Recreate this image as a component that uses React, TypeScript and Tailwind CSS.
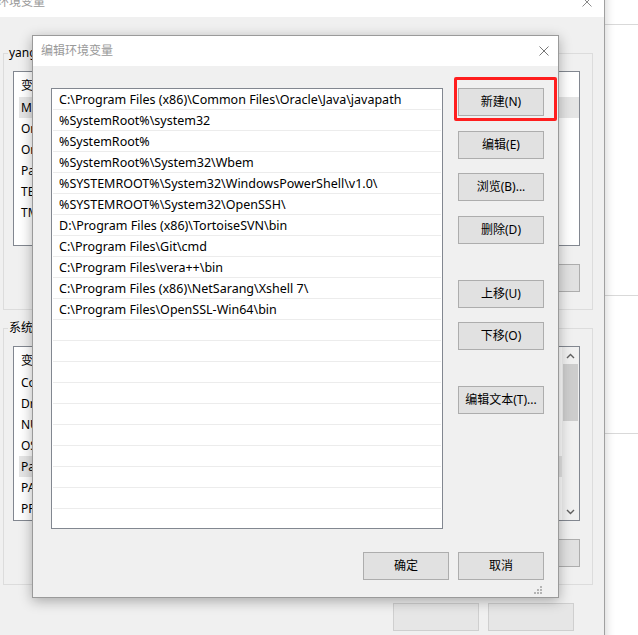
import React from "react";

const paths = [
  "C:\\Program Files (x86)\\Common Files\\Oracle\\Java\\javapath",
  "%SystemRoot%\\system32",
  "%SystemRoot%",
  "%SystemRoot%\\System32\\Wbem",
  "%SYSTEMROOT%\\System32\\WindowsPowerShell\\v1.0\\",
  "%SYSTEMROOT%\\System32\\OpenSSH\\",
  "D:\\Program Files (x86)\\TortoiseSVN\\bin",
  "C:\\Program Files\\Git\\cmd",
  "C:\\Program Files\\vera++\\bin",
  "C:\\Program Files (x86)\\NetSarang\\Xshell 7\\",
  "C:\\Program Files\\OpenSSL-Win64\\bin",
];

const userVars = ["MOZ_PLUGIN_PATH", "OneDrive", "OneDriveConsumer", "Path", "TEMP", "TMP"];
const sysVars = [
  "ComSpec",
  "DriverData",
  "NUMBER_OF_PROCESSORS",
  "OS",
  "Path",
  "PATHEXT",
  "PROCESSOR_ARCHITECTURE",
];

const Btn: React.FC<{ label?: string; faded?: boolean }> = ({ label, faded }) => (
  <button
    className={`flex h-[28px] w-[86px] shrink-0 items-center justify-center border ${
      faded ? "border-[#cfcfcf] bg-[#e6e6e6]" : "border-[#adadad] bg-[#e1e1e1]"
    } text-[12px] leading-none text-black`}
  >
    {label}
  </button>
);

const VarList: React.FC<{ items: string[]; selected: number; scroll?: boolean }> = ({
  items,
  selected,
  scroll,
}) => (
  <div className="relative flex h-[175px] border border-[#828790] bg-white">
    <div className="flex flex-1 flex-col pt-[3px]">
      <div className="flex h-[22px] items-center pl-[7px]">
        <span className="w-[150px]">变量</span>
        <span>值</span>
      </div>
      {items.map((v, i) => (
        <div
          key={v}
          className={`ml-[5px] flex h-[21px] items-center pl-[2px] ${
            i === selected ? "bg-[#e5e5e5]" : ""
          }`}
        >
          {v}
        </div>
      ))}
    </div>
    {scroll && (
      <div className="flex w-[17px] flex-col bg-[#f0f0f0]">
        <div className="flex h-[17px] items-center justify-center">
          <svg width="9" height="6" viewBox="0 0 9 6">
            <path d="M1 5 L4.5 1.5 L8 5" fill="none" stroke="#606060" strokeWidth="1.4" />
          </svg>
        </div>
        <div className="mx-[1px] h-[57px] bg-[#cdcdcd]" />
        <div className="flex-1" />
        <div className="flex h-[17px] items-center justify-center">
          <svg width="9" height="6" viewBox="0 0 9 6">
            <path d="M1 1 L4.5 4.5 L8 1" fill="none" stroke="#606060" strokeWidth="1.4" />
          </svg>
        </div>
      </div>
    )}
  </div>
);

const CloseIcon: React.FC<{ color: string }> = ({ color }) => (
  <svg width="10" height="10" viewBox="0 0 10 10">
    <path d="M0.5 0.5 L9.5 9.5 M9.5 0.5 L0.5 9.5" stroke={color} strokeWidth="1" />
  </svg>
);

export default function App() {
  return (
    <div className="relative h-[635px] w-[638px] overflow-hidden bg-white font-['Noto_Sans','Noto_Sans_CJK_SC',sans-serif] text-[12px] text-black">
      {/* desktop behind */}
      <div className="flex flex-col pl-[604px]">
        <div className="mt-[24px] border-t border-[#d9d9d9]" />
        <div className="mt-[270px] border-t border-[#d9d9d9]" />
        <div className="mt-[137px] border-t border-[#d9d9d9]" />
      </div>

      {/* 环境变量 window */}
      <div className="absolute left-[-10px] top-[-14px] flex h-[670px] w-[615px] flex-col border-r border-[#a0a0a0] shadow-[2px_0_8px_rgba(0,0,0,0.15)]">
        <div className="flex h-[31px] shrink-0 items-center justify-between bg-white pl-[7px] pr-[12px]">
          <span className="text-[#999999]">环境变量</span>
          <CloseIcon color="#8a8a8a" />
        </div>
        <div className="flex flex-1 flex-col bg-[#f0f0f0] pl-[13px] pr-[11px]">
          <fieldset className="mt-[28px] border border-[#dcdcdc] pb-[17px] pl-[9px] pr-[12px]">
            <legend className="ml-[-5px] px-[1px] leading-[16px]">yang 的用户变量(U)</legend>
            <div className="mt-[10px]">
              <VarList items={userVars} selected={0} />
            </div>
            <div className="mt-[18px] flex justify-end gap-[9px]">
              <Btn label="新建(N)..." />
              <Btn label="编辑(E)..." />
              <Btn label="删除(D)" />
            </div>
          </fieldset>
          <fieldset className="mt-[10px] border border-[#dcdcdc] pb-[17px] pl-[9px] pr-[12px]">
            <legend className="ml-[-5px] px-[1px] leading-[16px]">系统变量(S)</legend>
            <div className="mt-[10px]">
              <VarList items={sysVars} selected={4} scroll />
            </div>
            <div className="mt-[18px] flex justify-end gap-[9px]">
              <Btn label="新建(W)..." />
              <Btn label="编辑(I)..." />
              <Btn label="删除(L)" />
            </div>
          </fieldset>
          <div className="mt-[18px] flex justify-end gap-[9px] pr-[19px]">
            <Btn faded />
            <Btn faded />
          </div>
        </div>
      </div>

      {/* 编辑环境变量 dialog */}
      <div className="absolute left-[32px] top-[35px] flex h-[563px] w-[527px] flex-col border border-[#9a9a9a] bg-[#f0f0f0] shadow-[0_3px_12px_rgba(0,0,0,0.3)]">
        <div className="flex h-[30px] shrink-0 items-center justify-between bg-white pl-[8px] pr-[9px]">
          <span className="text-[#999999]">编辑环境变量</span>
          <CloseIcon color="#777777" />
        </div>
        <div className="flex flex-1 flex-col pl-[18px] pr-[14px] pt-[22px]">
          <div className="flex gap-[15px]">
            <div className="flex h-[441px] w-[392px] flex-col overflow-hidden border border-[#828790] bg-white">
              {Array.from({ length: 21 }).map((_, i) => (
                <div
                  key={i}
                  className="mx-[1px] flex h-[21px] shrink-0 items-center border-b border-[#ececec] pl-[6px] pt-[2px] text-[12.5px] leading-none whitespace-nowrap"
                >
                  {paths[i] ?? ""}
                </div>
              ))}
            </div>
            <div className="relative flex flex-col">
              <Btn label="新建(N)" />
              <div className="mt-[15px]">
                <Btn label="编辑(E)" />
              </div>
              <div className="mt-[14px]">
                <Btn label="浏览(B)..." />
              </div>
              <div className="mt-[15px]">
                <Btn label="删除(D)" />
              </div>
              <div className="mt-[36px]">
                <Btn label="上移(U)" />
              </div>
              <div className="mt-[14px]">
                <Btn label="下移(O)" />
              </div>
              <div className="mt-[36px]">
                <Btn label="编辑文本(T)..." />
              </div>
              {/* red highlight */}
              <div className="absolute left-[-4px] top-[-11px] h-[44px] w-[103px] rounded-[2px] border-[3px] border-[#ff1e1e]" />
            </div>
          </div>
          <div className="mt-[23px] flex justify-end gap-[9px]">
            <Btn label="确定" />
            <Btn label="取消" />
          </div>
          <div className="mt-auto flex justify-end pb-[2px] pr-[1px]">
            <svg width="9" height="9" viewBox="0 0 9 9" fill="#b4b4b4">
              <rect x="6" y="0" width="2" height="2" />
              <rect x="3" y="3" width="2" height="2" />
              <rect x="6" y="3" width="2" height="2" />
              <rect x="0" y="6" width="2" height="2" />
              <rect x="3" y="6" width="2" height="2" />
              <rect x="6" y="6" width="2" height="2" />
            </svg>
          </div>
        </div>
      </div>
    </div>
  );
}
● ● ●
→ Task to complete: The listing above needs to be output again exactly. Don't include the pictures.

→ Output for this task:
Recreate this image as a component that uses React, TypeScript and Tailwind CSS.
import React from "react";

const paths = [
  "C:\\Program Files (x86)\\Common Files\\Oracle\\Java\\javapath",
  "%SystemRoot%\\system32",
  "%SystemRoot%",
  "%SystemRoot%\\System32\\Wbem",
  "%SYSTEMROOT%\\System32\\WindowsPowerShell\\v1.0\\",
  "%SYSTEMROOT%\\System32\\OpenSSH\\",
  "D:\\Program Files (x86)\\TortoiseSVN\\bin",
  "C:\\Program Files\\Git\\cmd",
  "C:\\Program Files\\vera++\\bin",
  "C:\\Program Files (x86)\\NetSarang\\Xshell 7\\",
  "C:\\Program Files\\OpenSSL-Win64\\bin",
];

const userVars = ["MOZ_PLUGIN_PATH", "OneDrive", "OneDriveConsumer", "Path", "TEMP", "TMP"];
const sysVars = [
  "ComSpec",
  "DriverData",
  "NUMBER_OF_PROCESSORS",
  "OS",
  "Path",
  "PATHEXT",
  "PROCESSOR_ARCHITECTURE",
];

const Btn: React.FC<{ label?: string; faded?: boolean }> = ({ label, faded }) => (
  <button
    className={`flex h-[28px] w-[86px] shrink-0 items-center justify-center border ${
      faded ? "border-[#cfcfcf] bg-[#e6e6e6]" : "border-[#adadad] bg-[#e1e1e1]"
    } text-[12px] leading-none text-black`}
  >
    {label}
  </button>
);

const VarList: React.FC<{ items: string[]; selected: number; scroll?: boolean }> = ({
  items,
  selected,
  scroll,
}) => (
  <div className="relative flex h-[175px] border border-[#828790] bg-white">
    <div className="flex flex-1 flex-col pt-[3px]">
      <div className="flex h-[22px] items-center pl-[7px]">
        <span className="w-[150px]">变量</span>
        <span>值</span>
      </div>
      {items.map((v, i) => (
        <div
          key={v}
          className={`ml-[5px] flex h-[21px] items-center pl-[2px] ${
            i === selected ? "bg-[#e5e5e5]" : ""
          }`}
        >
          {v}
        </div>
      ))}
    </div>
    {scroll && (
      <div className="flex w-[17px] flex-col bg-[#f0f0f0]">
        <div className="flex h-[17px] items-center justify-center">
          <svg width="9" height="6" viewBox="0 0 9 6">
            <path d="M1 5 L4.5 1.5 L8 5" fill="none" stroke="#606060" strokeWidth="1.4" />
          </svg>
        </div>
        <div className="mx-[1px] h-[57px] bg-[#cdcdcd]" />
        <div className="flex-1" />
        <div className="flex h-[17px] items-center justify-center">
          <svg width="9" height="6" viewBox="0 0 9 6">
            <path d="M1 1 L4.5 4.5 L8 1" fill="none" stroke="#606060" strokeWidth="1.4" />
          </svg>
        </div>
      </div>
    )}
  </div>
);

const CloseIcon: React.FC<{ color: string }> = ({ color }) => (
  <svg width="10" height="10" viewBox="0 0 10 10">
    <path d="M0.5 0.5 L9.5 9.5 M9.5 0.5 L0.5 9.5" stroke={color} strokeWidth="1" />
  </svg>
);

export default function App() {
  return (
    <div className="relative h-[635px] w-[638px] overflow-hidden bg-white font-['Noto_Sans','Noto_Sans_CJK_SC',sans-serif] text-[12px] text-black">
      {/* desktop behind */}
      <div className="flex flex-col pl-[604px]">
        <div className="mt-[24px] border-t border-[#d9d9d9]" />
        <div className="mt-[270px] border-t border-[#d9d9d9]" />
        <div className="mt-[137px] border-t border-[#d9d9d9]" />
      </div>

      {/* 环境变量 window */}
      <div className="absolute left-[-10px] top-[-14px] flex h-[670px] w-[615px] flex-col border-r border-[#a0a0a0] shadow-[2px_0_8px_rgba(0,0,0,0.15)]">
        <div className="flex h-[31px] shrink-0 items-center justify-between bg-white pl-[7px] pr-[12px]">
          <span className="text-[#999999]">环境变量</span>
          <CloseIcon color="#8a8a8a" />
        </div>
        <div className="flex flex-1 flex-col bg-[#f0f0f0] pl-[13px] pr-[11px]">
          <fieldset className="mt-[28px] border border-[#dcdcdc] pb-[17px] pl-[9px] pr-[12px]">
            <legend className="ml-[-5px] px-[1px] leading-[16px]">yang 的用户变量(U)</legend>
            <div className="mt-[10px]">
              <VarList items={userVars} selected={0} />
            </div>
            <div className="mt-[18px] flex justify-end gap-[9px]">
              <Btn label="新建(N)..." />
              <Btn label="编辑(E)..." />
              <Btn label="删除(D)" />
            </div>
          </fieldset>
          <fieldset className="mt-[10px] border border-[#dcdcdc] pb-[17px] pl-[9px] pr-[12px]">
            <legend className="ml-[-5px] px-[1px] leading-[16px]">系统变量(S)</legend>
            <div className="mt-[10px]">
              <VarList items={sysVars} selected={4} scroll />
            </div>
            <div className="mt-[18px] flex justify-end gap-[9px]">
              <Btn label="新建(W)..." />
              <Btn label="编辑(I)..." />
              <Btn label="删除(L)" />
            </div>
          </fieldset>
          <div className="mt-[18px] flex justify-end gap-[9px] pr-[19px]">
            <Btn faded />
            <Btn faded />
          </div>
        </div>
      </div>

      {/* 编辑环境变量 dialog */}
      <div className="absolute left-[32px] top-[35px] flex h-[563px] w-[527px] flex-col border border-[#9a9a9a] bg-[#f0f0f0] shadow-[0_3px_12px_rgba(0,0,0,0.3)]">
        <div className="flex h-[30px] shrink-0 items-center justify-between bg-white pl-[8px] pr-[9px]">
          <span className="text-[#999999]">编辑环境变量</span>
          <CloseIcon color="#777777" />
        </div>
        <div className="flex flex-1 flex-col pl-[18px] pr-[14px] pt-[22px]">
          <div className="flex gap-[15px]">
            <div className="flex h-[441px] w-[392px] flex-col overflow-hidden border border-[#828790] bg-white">
              {Array.from({ length: 21 }).map((_, i) => (
                <div
                  key={i}
                  className="mx-[1px] flex h-[21px] shrink-0 items-center border-b border-[#ececec] pl-[6px] pt-[2px] text-[12.5px] leading-none whitespace-nowrap"
                >
                  {paths[i] ?? ""}
                </div>
              ))}
            </div>
            <div className="relative flex flex-col">
              <Btn label="新建(N)" />
              <div className="mt-[15px]">
                <Btn label="编辑(E)" />
              </div>
              <div className="mt-[14px]">
                <Btn label="浏览(B)..." />
              </div>
              <div className="mt-[15px]">
                <Btn label="删除(D)" />
              </div>
              <div className="mt-[36px]">
                <Btn label="上移(U)" />
              </div>
              <div className="mt-[14px]">
                <Btn label="下移(O)" />
              </div>
              <div className="mt-[36px]">
                <Btn label="编辑文本(T)..." />
              </div>
              {/* red highlight */}
              <div className="absolute left-[-4px] top-[-11px] h-[44px] w-[103px] rounded-[2px] border-[3px] border-[#ff1e1e]" />
            </div>
          </div>
          <div className="mt-[23px] flex justify-end gap-[9px]">
            <Btn label="确定" />
            <Btn label="取消" />
          </div>
          <div className="mt-auto flex justify-end pb-[2px] pr-[1px]">
            <svg width="9" height="9" viewBox="0 0 9 9" fill="#b4b4b4">
              <rect x="6" y="0" width="2" height="2" />
              <rect x="3" y="3" width="2" height="2" />
              <rect x="6" y="3" width="2" height="2" />
              <rect x="0" y="6" width="2" height="2" />
              <rect x="3" y="6" width="2" height="2" />
              <rect x="6" y="6" width="2" height="2" />
            </svg>
          </div>
        </div>
      </div>
    </div>
  );
}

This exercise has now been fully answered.